Tüm bunlar yaşanırken Uzak Doğu da hareketlenmiştir. Milliyetçi yönetimin egemenliğindeki Çin karşısında Japonya harekete geçerek, Mançurya’yı işgale başlamıştır. Aynı şekilde ABD-Japonya arasında giderek tırmanan mücadele, Japonya’nın Çin’i istila etmesi ve sonrasında ABD’nin Çin’deki menfaatlerini tehdit etmesi giderek ilişkileri gerginleştirmiştir. Japonya’nın Almanya ve İtalya ile üçlü pakt imzalamasıyla bu ittifak direkt ABD’ye yönelmiştir. Bu gelişmelerden sonra İngiltere ve ABD yakınlaşmıştır. Almanya Versay Antlaşmasını tanımadığını, daha öncesinde SSCB ile yaptığı Polonya’ya saldırmazlık antlaşmasını da yok sayarak Polonya’yı işgal etmiştir. Bunun karşısında İngiltere ve Fransa’nın Polonya’ya verdiği güvenceler, onları da Almanya’ya savaş ilan etmesine neden olmuş ve dünyada yeni büyük bir savaş başlamıştır.

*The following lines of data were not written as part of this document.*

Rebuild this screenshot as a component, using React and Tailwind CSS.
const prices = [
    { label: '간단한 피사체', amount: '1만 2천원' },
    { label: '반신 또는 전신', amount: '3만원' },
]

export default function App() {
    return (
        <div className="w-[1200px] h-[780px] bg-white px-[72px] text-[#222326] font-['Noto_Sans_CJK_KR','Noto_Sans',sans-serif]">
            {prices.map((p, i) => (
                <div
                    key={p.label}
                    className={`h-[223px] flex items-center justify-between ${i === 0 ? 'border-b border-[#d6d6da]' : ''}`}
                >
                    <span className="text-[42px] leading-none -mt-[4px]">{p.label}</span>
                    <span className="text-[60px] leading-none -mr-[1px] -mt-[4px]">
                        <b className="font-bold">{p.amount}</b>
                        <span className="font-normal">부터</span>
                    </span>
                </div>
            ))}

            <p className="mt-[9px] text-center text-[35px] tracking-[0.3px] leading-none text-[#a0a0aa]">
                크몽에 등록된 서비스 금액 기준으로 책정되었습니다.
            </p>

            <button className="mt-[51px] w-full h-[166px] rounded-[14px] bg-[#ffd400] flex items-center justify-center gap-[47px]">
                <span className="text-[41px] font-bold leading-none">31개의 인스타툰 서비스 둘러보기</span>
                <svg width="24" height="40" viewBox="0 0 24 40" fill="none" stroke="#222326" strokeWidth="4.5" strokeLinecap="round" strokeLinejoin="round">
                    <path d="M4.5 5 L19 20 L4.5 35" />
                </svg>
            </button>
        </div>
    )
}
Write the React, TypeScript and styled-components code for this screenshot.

Dünyanın değişik bölgelerinde de devletler bloklara uygun birbiriyle savaşa girmiştir. Sıcak savaş ağırlıklı olarak Doğu Avrupa, Doğu Asya ve Kuzey Afrika’da gelişmiştir. Savaş sürecinde Hitler Almanyası tarafından Yahudi ve Roman soykırımı gerçekleşmiştir. ABD Japonya’yı kayıtsız şartsız teslim almak için atom bombası kullanarak Japonya’ya yenilgiyi kabul ettirmiştir. Türkiye, savaşın başında İngiltere ve Fransa ile savaşa katılmayı belli koşullara bağlayan ittifak antlaşması imzalayarak, savaş boyunca dışında kalarak içe kapanmış. Ancak Almanya’nın yenilgisi belirlemeye başlayınca, savaş sonrası gelişmelerin dışında kalmamak için müttefiklerin yanında yer alarak Almanya ve Japonya’ya savaş açmıştır. Stalingrad savaşı, Kızıl Ordu ile mihver orduları arasında yaşanan tarihin en kanlı savaşlarından olup, Almanya yenilgisinin önünü açmıştır. SSCB; Kızıl Ordusunun doğudan ABD, İngiltere ve müttefiklerinin batıdan ilerlemesi sonucu Almanya yenilgiye uğratılmıştır. Savaş müttefiklerin zaferiyle sonlanmıştır.